You know, interesting, that everyone is so worried about burn ratings of a seat, but when I brought up the concern about a year ago, about the Carlisle tires, everyone told me I was being overly cautious.
See this thread.
We just had a local 701 and a 750 run off the runway and cause a decent amount of damage to the wings and airframe bc their carlisle tires blew up on a taxi test. Yes, not a flight, a taxi test! You guys really want to risk 40-80k in capital investment, not to mention hundreds or thousands of hours of time, on a super thin, tire that isn't even rated for the highway, Can't take a sidewall load, doesn't withstand brake heat well, can't be inflated over 20 psi, has insufficient load rating for plane, tread and sidewall is super thin, and they aren't advised for over 20 mph. To me that seems like a razor thin margin, even if you are landing on turf. I switched my tires out to a Michelin Aviator 8.00-6 which maybe adds 10 lbs to the airplane. But, guess what????? They are made for the demands of a plane, even if it is experimental. You will never, even in a no wind situation, land straight ahead, you will always have a side load. I would much rather have seats that will burn, than tires that won't hold the airplane under normal circumstances. And for what? save a few lbs? Save a couple of dollars? As a guy who pays attention to statistics, I see the likelihood that your plane has a prop strike, or airframe damage, due to highly improper tires, as much higher than the chance that I burn off leg skin due to lack of burn rating. Just my two cents.

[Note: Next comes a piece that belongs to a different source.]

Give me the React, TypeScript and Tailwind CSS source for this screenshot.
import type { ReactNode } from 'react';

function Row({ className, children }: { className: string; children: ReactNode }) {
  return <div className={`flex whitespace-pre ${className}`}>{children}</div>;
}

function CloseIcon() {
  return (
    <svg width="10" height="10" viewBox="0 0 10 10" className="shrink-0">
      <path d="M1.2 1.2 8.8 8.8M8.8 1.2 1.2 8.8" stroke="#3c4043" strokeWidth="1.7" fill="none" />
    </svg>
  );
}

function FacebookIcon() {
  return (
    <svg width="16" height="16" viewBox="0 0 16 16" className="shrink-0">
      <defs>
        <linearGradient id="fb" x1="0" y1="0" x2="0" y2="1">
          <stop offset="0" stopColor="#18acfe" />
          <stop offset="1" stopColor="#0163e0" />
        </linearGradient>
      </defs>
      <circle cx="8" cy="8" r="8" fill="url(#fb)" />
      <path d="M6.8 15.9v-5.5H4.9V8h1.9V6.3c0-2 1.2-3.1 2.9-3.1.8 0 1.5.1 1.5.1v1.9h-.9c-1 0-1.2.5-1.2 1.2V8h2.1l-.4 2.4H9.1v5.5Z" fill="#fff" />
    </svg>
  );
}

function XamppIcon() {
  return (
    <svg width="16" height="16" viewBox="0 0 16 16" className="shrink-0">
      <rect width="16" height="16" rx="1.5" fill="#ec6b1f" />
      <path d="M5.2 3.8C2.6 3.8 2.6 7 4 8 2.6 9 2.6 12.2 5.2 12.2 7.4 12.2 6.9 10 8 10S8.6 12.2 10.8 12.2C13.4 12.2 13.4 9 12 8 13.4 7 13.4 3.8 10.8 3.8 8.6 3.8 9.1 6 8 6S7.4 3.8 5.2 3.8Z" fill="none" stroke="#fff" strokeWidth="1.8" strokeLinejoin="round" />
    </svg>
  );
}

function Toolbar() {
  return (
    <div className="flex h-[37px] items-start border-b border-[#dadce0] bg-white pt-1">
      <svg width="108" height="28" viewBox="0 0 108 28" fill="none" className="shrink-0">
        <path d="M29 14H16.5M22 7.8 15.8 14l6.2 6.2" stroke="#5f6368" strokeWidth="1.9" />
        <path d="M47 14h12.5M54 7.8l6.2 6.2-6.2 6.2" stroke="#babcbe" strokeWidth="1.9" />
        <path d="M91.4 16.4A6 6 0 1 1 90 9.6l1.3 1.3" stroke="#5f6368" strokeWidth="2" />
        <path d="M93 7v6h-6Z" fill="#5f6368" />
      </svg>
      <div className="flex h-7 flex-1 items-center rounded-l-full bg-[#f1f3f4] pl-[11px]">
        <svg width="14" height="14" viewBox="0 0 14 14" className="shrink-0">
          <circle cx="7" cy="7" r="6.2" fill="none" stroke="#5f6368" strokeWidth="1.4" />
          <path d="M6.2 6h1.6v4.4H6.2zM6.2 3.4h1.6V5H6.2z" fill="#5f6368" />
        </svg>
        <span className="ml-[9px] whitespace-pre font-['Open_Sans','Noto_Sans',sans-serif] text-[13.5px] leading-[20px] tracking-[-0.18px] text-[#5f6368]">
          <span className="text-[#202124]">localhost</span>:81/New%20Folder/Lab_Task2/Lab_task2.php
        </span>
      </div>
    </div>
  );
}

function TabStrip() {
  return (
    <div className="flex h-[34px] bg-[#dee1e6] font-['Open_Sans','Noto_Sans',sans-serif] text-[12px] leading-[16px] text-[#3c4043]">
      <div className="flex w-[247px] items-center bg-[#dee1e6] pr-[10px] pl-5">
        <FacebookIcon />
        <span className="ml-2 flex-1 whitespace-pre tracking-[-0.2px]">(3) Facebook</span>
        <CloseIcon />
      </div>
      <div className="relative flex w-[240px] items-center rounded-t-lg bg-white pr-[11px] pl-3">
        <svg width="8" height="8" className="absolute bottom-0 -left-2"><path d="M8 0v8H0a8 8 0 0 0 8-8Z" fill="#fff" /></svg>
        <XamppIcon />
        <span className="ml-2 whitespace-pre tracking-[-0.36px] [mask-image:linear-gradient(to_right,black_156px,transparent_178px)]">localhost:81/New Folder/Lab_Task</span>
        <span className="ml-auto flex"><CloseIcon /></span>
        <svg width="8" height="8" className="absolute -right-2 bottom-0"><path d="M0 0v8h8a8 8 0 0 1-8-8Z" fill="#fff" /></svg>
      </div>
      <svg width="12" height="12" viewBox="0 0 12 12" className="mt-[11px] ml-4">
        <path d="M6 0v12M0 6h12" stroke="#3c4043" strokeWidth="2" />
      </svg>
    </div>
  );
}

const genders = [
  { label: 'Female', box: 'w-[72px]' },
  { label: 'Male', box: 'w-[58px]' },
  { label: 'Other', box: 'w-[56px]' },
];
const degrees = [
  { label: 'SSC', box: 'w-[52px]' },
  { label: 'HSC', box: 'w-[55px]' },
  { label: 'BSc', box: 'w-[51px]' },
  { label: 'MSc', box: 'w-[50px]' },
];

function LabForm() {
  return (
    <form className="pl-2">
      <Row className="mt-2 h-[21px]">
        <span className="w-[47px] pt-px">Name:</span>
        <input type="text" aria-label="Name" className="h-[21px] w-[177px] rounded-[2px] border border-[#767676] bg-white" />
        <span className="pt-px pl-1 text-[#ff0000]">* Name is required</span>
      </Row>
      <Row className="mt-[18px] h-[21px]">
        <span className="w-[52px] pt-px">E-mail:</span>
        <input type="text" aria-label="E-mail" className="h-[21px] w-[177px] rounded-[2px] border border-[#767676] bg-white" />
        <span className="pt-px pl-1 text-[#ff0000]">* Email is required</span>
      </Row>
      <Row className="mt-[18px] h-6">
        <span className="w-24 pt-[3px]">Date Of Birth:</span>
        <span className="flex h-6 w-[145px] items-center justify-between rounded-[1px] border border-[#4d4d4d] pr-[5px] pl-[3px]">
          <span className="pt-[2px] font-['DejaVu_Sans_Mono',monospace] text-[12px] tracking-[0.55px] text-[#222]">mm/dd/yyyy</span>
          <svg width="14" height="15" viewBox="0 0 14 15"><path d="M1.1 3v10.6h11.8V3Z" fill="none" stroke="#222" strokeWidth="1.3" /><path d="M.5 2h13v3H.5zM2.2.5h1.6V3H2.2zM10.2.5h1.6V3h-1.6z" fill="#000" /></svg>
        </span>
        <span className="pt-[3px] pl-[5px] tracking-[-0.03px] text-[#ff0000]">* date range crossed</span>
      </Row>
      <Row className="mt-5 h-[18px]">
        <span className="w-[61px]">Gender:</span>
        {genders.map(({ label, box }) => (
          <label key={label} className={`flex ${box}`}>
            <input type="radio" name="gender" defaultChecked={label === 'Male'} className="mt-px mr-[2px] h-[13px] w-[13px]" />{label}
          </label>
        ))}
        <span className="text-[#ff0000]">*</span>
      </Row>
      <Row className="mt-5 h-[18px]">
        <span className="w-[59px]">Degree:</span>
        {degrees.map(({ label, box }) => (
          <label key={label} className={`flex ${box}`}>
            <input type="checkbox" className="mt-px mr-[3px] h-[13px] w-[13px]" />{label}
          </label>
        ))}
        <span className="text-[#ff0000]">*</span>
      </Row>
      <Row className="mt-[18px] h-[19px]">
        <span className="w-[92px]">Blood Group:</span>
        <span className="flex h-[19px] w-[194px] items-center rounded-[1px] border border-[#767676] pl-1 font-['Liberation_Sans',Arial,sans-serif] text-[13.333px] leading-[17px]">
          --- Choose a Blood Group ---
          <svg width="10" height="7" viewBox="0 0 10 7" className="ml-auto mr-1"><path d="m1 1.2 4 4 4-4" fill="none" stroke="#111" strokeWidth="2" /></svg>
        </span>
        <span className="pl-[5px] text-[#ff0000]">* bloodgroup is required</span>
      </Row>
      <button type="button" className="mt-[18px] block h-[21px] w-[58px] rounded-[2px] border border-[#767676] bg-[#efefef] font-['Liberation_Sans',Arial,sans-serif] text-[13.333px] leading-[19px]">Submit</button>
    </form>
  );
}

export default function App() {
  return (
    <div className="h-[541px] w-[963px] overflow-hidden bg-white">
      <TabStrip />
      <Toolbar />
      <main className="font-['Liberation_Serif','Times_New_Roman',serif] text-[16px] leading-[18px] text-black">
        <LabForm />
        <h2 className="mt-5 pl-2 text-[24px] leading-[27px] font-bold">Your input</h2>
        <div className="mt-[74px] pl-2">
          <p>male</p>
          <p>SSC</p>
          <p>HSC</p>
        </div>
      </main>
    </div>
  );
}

You can get used 8.00-6's at almost any aircraft salvage yard, or on ebay, some are even recapped, for $100 a pair. That's 30 more than a new Carlisle. You can get new Condor or the other basic brand, for $140 a tire not including tubes. But, the Matco's leak, you should always use tubes.

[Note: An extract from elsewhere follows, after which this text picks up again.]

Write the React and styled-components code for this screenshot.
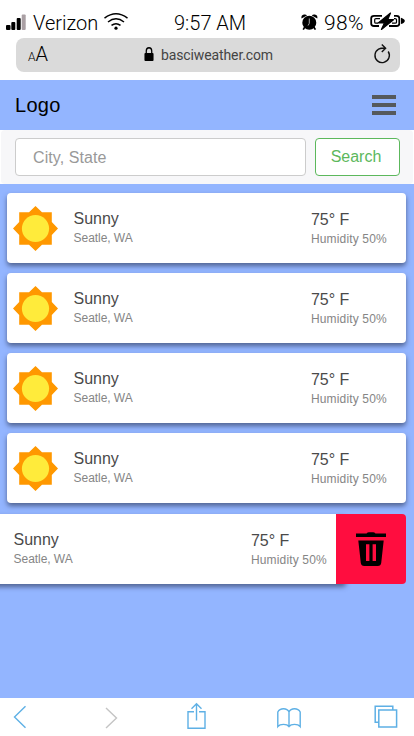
import React from "react";
import styled, { createGlobalStyle } from "styled-components";

const GlobalStyle = createGlobalStyle`
  * { box-sizing: border-box; }
  body { margin: 0; background: #fff; font-family: "Liberation Sans", Arial, sans-serif; }
`;

const Phone = styled.div`
  width: 414px;
  height: 736px;
  display: flex;
  flex-direction: column;
  overflow: hidden;
  background: #93b5ff;
`;

const BrowserTop = styled.header`
  height: 80px;
  flex: none;
  background: #fff;
  font-family: Roboto, sans-serif;
  font-weight: 300;
  color: #000;
`;

const StatusBar = styled.div`
  height: 38px;
  padding: 12px 9px 0 6px;
  display: grid;
  grid-template-columns: 168px 1fr auto;
  font-size: 20px;
  line-height: 22px;
  white-space: nowrap;
`;

const StatusGroup = styled.div`
  display: flex;
  align-items: flex-start;
  height: 22px;
`;

const StatusText = styled.span`
  width: ${(p) => p.$width}px;
  margin-left: ${(p) => p.$gap || 0}px;
  font-size: ${(p) => p.$size || 20}px;
  letter-spacing: ${(p) => p.$spacing || 0}px;
`;

const Icon = styled.svg`
  display: block;
  flex: none;
  overflow: visible;
  margin-top: ${(p) => p.$drop || 0}px;
`;

const AddressBar = styled.div`
  height: 34px;
  margin: 0 14px 0 16px;
  padding: 0 9px 0 12px;
  border-radius: 8px;
  background: #dadada;
  display: grid;
  grid-template-columns: 116px 1fr auto;
  align-items: center;
`;

const TextSize = styled.div`
  font-size: 20px;
  line-height: 32px;
  height: 34px;
  small { font-size: 12px; }
`;

const Address = styled.div`
  display: flex;
  align-items: center;
  gap: 7px;
  font-size: 14px;
  font-weight: 400;
  line-height: 34px;
  letter-spacing: -0.12px;
  color: #444;
`;

const NavBar = styled.nav`
  height: 50px;
  flex: none;
  padding: 0 18px 0 15px;
  display: flex;
  align-items: center;
  justify-content: space-between;
`;

const Brand = styled.div`
  font-size: 20px;
  line-height: 24px;
  letter-spacing: 0.3px;
  color: #000;
`;

const MenuButton = styled.div`
  width: 24px;
  height: 20px;
  display: flex;
  flex-direction: column;
  justify-content: space-between;
  span { height: 4px; background: #55595c; }
`;

const SearchArea = styled.div`
  flex: none;
  background: #fff;
`;

const SearchBar = styled.form`
  height: 54px;
  margin: 0 1px;
  padding: 8px 13px 8px 14px;
  display: flex;
  gap: 9px;
  border-radius: 4px;
  background: #f7f7f9;
`;

const SearchInput = styled.input`
  width: 291px;
  height: 38px;
  padding: 2px 17px 0;
  border: 1px solid #ccc;
  border-radius: 4px;
  background: #fff;
  font: 16px "Liberation Sans", Arial, sans-serif;
  letter-spacing: 0.08px;
  outline: none;
  &::placeholder { color: #999; opacity: 1; }
`;

const SearchButton = styled.button`
  width: 85px;
  height: 38px;
  padding: 0 3px 0 0;
  border: 1px solid #5cb85c;
  border-radius: 4px;
  background: #fff;
  color: #5cb85c;
  font: 16px "Liberation Sans", Arial, sans-serif;
`;

const List = styled.main`
  flex: 1;
  padding: 9px 8px 0 7px;
  display: flex;
  flex-direction: column;
  gap: 10px;
`;

const Card = styled.article`
  width: 399px;
  height: 70px;
  flex: none;
  padding: 0 6px;
  display: grid;
  grid-template-columns: 60.6px 237.4px 1fr;
  border-radius: 4px;
  background: #fff;
  box-shadow: 0 3px 5px rgba(40, 50, 80, 0.62);
`;

const SunBox = styled.div`
  padding-top: 13px;
`;

const Details = styled.div`
  padding-top: ${(p) => p.$top}px;
  white-space: nowrap;
`;

const Primary = styled.div`
  font-size: 16px;
  line-height: 20px;
  letter-spacing: -0.06px;
  color: #4a4a4a;
`;

const Secondary = styled.div`
  font-size: 12px;
  line-height: 18px;
  letter-spacing: ${(p) => p.$spacing || 0}px;
  color: #858585;
`;

const SwipedRow = styled.div`
  display: flex;
  margin: 1px 0 0 -60px;
`;

const DeleteButton = styled.div`
  width: 70px;
  height: 70px;
  flex: none;
  margin-left: -10px;
  z-index: 1;
  padding: 18px 0 0 20px;
  border-radius: 0 4px 4px 0;
  background: #ff0d3f;
`;

const BrowserBottom = styled.footer`
  height: 38px;
  flex: none;
  padding: 5px 0 0 13px;
  display: grid;
  grid-template-columns: 92px 82px 90px 97px 1fr;
  background: #fff;
`;

function WeatherCard() {
  return (
    <Card>
      <SunBox>
        <Icon width="45" height="45" viewBox="0 0 45 45">
          <path d="M22.5 0 29 6.2H38.8V16L45 22.5 38.8 29V38.8H29L22.5 45 16 38.8H6.2V29L0 22.5 6.2 16V6.2H16Z" fill="#ff9800" />
          <circle cx="22.5" cy="22.5" r="13.6" fill="#ffeb3b" />
        </Icon>
      </SunBox>
      <Details $top={16}>
        <Primary>Sunny</Primary>
        <Secondary $spacing={-0.06}>Seatle, WA</Secondary>
      </Details>
      <Details $top={17}>
        <Primary>75° F</Primary>
        <Secondary $spacing={0.15}>Humidity 50%</Secondary>
      </Details>
    </Card>
  );
}

function SignalIcon() {
  return (
    <Icon width="20" height="18" viewBox="0 0 20 18">
      <rect y="13" width="4.5" height="5" rx="1" />
      <rect x="5.3" y="10" width="4" height="8" rx="1" />
      <rect x="10.7" y="6" width="4" height="12" rx="1" />
      <rect x="15.7" y="2.5" width="4" height="15.5" rx="1" fill="#aaa0a4" />
    </Icon>
  );
}

function WifiIcon() {
  return (
    <Icon width="24" height="18" viewBox="0 0 24 18" fill="none" stroke="#000" strokeWidth="1.5" $drop={1}>
      <path d="M.5 5.2Q12-3.5 23.5 5.2M4 9Q12 2.6 20 9M7.5 12.4Q12 9 16.5 12.4" />
      <circle cx="12" cy="15.2" r="1.6" fill="#000" stroke="none" />
    </Icon>
  );
}

function AlarmIcon() {
  return (
    <Icon width="17" height="17" viewBox="0 0 17 17" $drop={2}>
      <circle cx="8.3" cy="8.8" r="7" />
      <path d="M.5 4.5Q-.2 1 3 .5 5 .2 6 1.4ZM16.3 4.5Q17 1 13.8.5 11.8.2 10.8 1.4Z" />
      <path d="m3.8 13-1.6 2.6M12.8 13l1.6 2.6" stroke="#000" strokeWidth="1.7" />
      <path d="M8.3 4.5v4.8l-1.2 2.2" fill="none" stroke="#aaa" strokeWidth="1" />
    </Icon>
  );
}

function BatteryIcon() {
  return (
    <Icon width="35" height="18" viewBox="0 0 35 18">
      <path d="M12 3.8H4Q1.2 3.8 1.2 6.3v5.2Q1.2 14 4 14h5M24 3.8h2.5Q29.3 3.8 29.3 6.3v5.2q0 2.5-2.8 2.5H19" fill="none" stroke="#000" strokeWidth="1.8" />
      <path d="M10 6.6H6q-1.3 0-1.3 1v2.6q0 1 1.3 1h2M24 6.6h1q1.5 0 1.5 1v2.6q0 1-1.5 1h-3" fill="none" stroke="#000" strokeWidth="1.2" />
      <path d="M20.5 1 8.2 11h6.2l-3 6.5L23.5 7.7h-5.8Z" stroke="#000" strokeWidth="1.2" strokeLinejoin="round" />
      <path d="M31 5.8q3.8 1.3 3.8 3.1T31 12Z" />
    </Icon>
  );
}

export default function App() {
  return (
    <>
      <GlobalStyle />
      <Phone>
        <BrowserTop>
          <StatusBar>
            <StatusGroup>
              <SignalIcon />
              <StatusText $width={71} $gap={7}>Verizon</StatusText>
              <WifiIcon />
            </StatusGroup>
            <StatusText $width={75}>9:57 AM</StatusText>
            <StatusGroup>
              <AlarmIcon />
              <StatusText $width={46} $gap={6} $size={21} $spacing={0.3}>98%</StatusText>
              <BatteryIcon />
            </StatusGroup>
          </StatusBar>
          <AddressBar>
            <TextSize><small>A</small>A</TextSize>
            <Address>
              <Icon width="10" height="14" viewBox="0 0 11 14" preserveAspectRatio="none" $drop={-3}>
                <rect x=".5" y="6" width="10" height="8" rx="1" />
                <path d="M2.5 7V4a3 3.2 0 0 1 6 0v3" fill="none" stroke="#000" strokeWidth="1.4" />
              </Icon>
              basciweather.com
            </Address>
            <Icon width="18" height="20" viewBox="0 0 18 20" fill="none" stroke="#111" strokeWidth="1.4">
              <path d="M12.2 3.9A7.2 7.2 0 1 0 15.2 6.5M7.5 3.2h4.8M8.8-.5l3.8 3.7-3.8 3.7" />
            </Icon>
          </AddressBar>
        </BrowserTop>
        <NavBar>
          <Brand>Logo</Brand>
          <MenuButton><span /><span /><span /></MenuButton>
        </NavBar>
        <SearchArea>
          <SearchBar>
            <SearchInput placeholder="City, State" />
            <SearchButton type="button">Search</SearchButton>
          </SearchBar>
        </SearchArea>
        <List>
          <WeatherCard />
          <WeatherCard />
          <WeatherCard />
          <WeatherCard />
          <SwipedRow>
            <WeatherCard />
            <DeleteButton>
              <Icon width="30" height="34" viewBox="0 0 30 34">
                <path d="M0 1.6h10.5Q11.5.3 13 .3h4q1.5 0 2.5 1.3H30V5H0ZM2.3 8.5h25.4L25.2 31q-.4 3-3.4 3H8.2q-3 0-3.4-3Z" />
                <path d="M10 12.3h3.4v16.6H10ZM16.6 12.3H20v16.6h-3.4Z" fill="#ff0d3f" />
              </Icon>
            </DeleteButton>
          </SwipedRow>
        </List>
        <BrowserBottom>
          <Icon width="13" height="28" viewBox="0 0 13 28" fill="none" stroke="#5eb0e5" strokeWidth="1.4">
            <path d="M12.5 3.2 1.5 14l11 10.8" />
          </Icon>
          <Icon width="13" height="28" viewBox="0 0 13 28" fill="none" stroke="#c4c4c4" strokeWidth="1.4">
            <path d="m1 5 10.5 10L1 25" />
          </Icon>
          <Icon width="19" height="28" viewBox="0 0 19 28" fill="none" stroke="#5eb0e5" strokeWidth="1.4">
            <path d="M7 8.8H1v16.5h17V8.8h-6M9.5 17.5V1M4.5 5.8l5-5 5 5" />
          </Icon>
          <Icon width="24" height="28" viewBox="0 0 24 28" fill="none" stroke="#5eb0e5" strokeWidth="1.4">
            <path d="M12 9Q10.5 5.8 6.5 5.8T.8 9v14.5q1.8-2.1 5.7-2.1T12 23.5q1.6-2.1 5.5-2.1t5.7 2.1V9q-1.7-3.2-5.7-3.2T12 9Zm0 0v14.5" />
          </Icon>
          <Icon width="24" height="28" viewBox="0 0 24 28" fill="none" stroke="#5eb0e5" strokeWidth="1.5">
            <path d="M4.8 19.2H1.2V3.2h17.6v3.6M4.8 7h17.8v17H4.8Z" />
          </Icon>
        </BrowserBottom>
      </Phone>
    </>
  );
}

Since this is off thread, maybe you could get the guys that blew tires at taxi to post on that thread. To be honest, that's a first to hear about a Carlisle tire blowing out down here, much less on a taxi test, and they are used quite a lot. It would be interesting and beneficial if the pilots shared what they found, as that's what the majority of us use.
It's also a good argument for not doing taxi tests! A very experienced test pilot gave one of the EAA webinars and he was against "high speed" taxi tests when testing an established kit/design. He argued instead to go ahead and take off if the plane is ready for flight. Taxi tests at speed can cause inadvertent flight when you're not really prepared or you can easily get in an environment of too fast for taxi and too slow for flight and have marginal control - anything else happens (like a blown tire) and an accident can result. With conventional take offs and landing, you're only exposed to that "marginal area" for a few brief seconds at most. Some argue you need a fast taxi to test brakes, etc., but most find (especially with the 800 tires) that 701's and 750's don't require much from the brakes.
It also makes you wonder if the taxi tests were responsible for the blown tires? Normally, landing and take off speeds are so slow and the tires are spun-up so briefly that they don't even get warm. Perhaps prolonged or higher speed taxi is too much for these tires as Chris correctly points out that they're certainly not speed rated!
I'll now put on my Moderator hat and censure myself for creeping the thread further! :>)
Also look at this thread
Very true Christopher, I had to enforce the seat support (7511-2) with an aluminum L-angel which adds another few ounces to the total.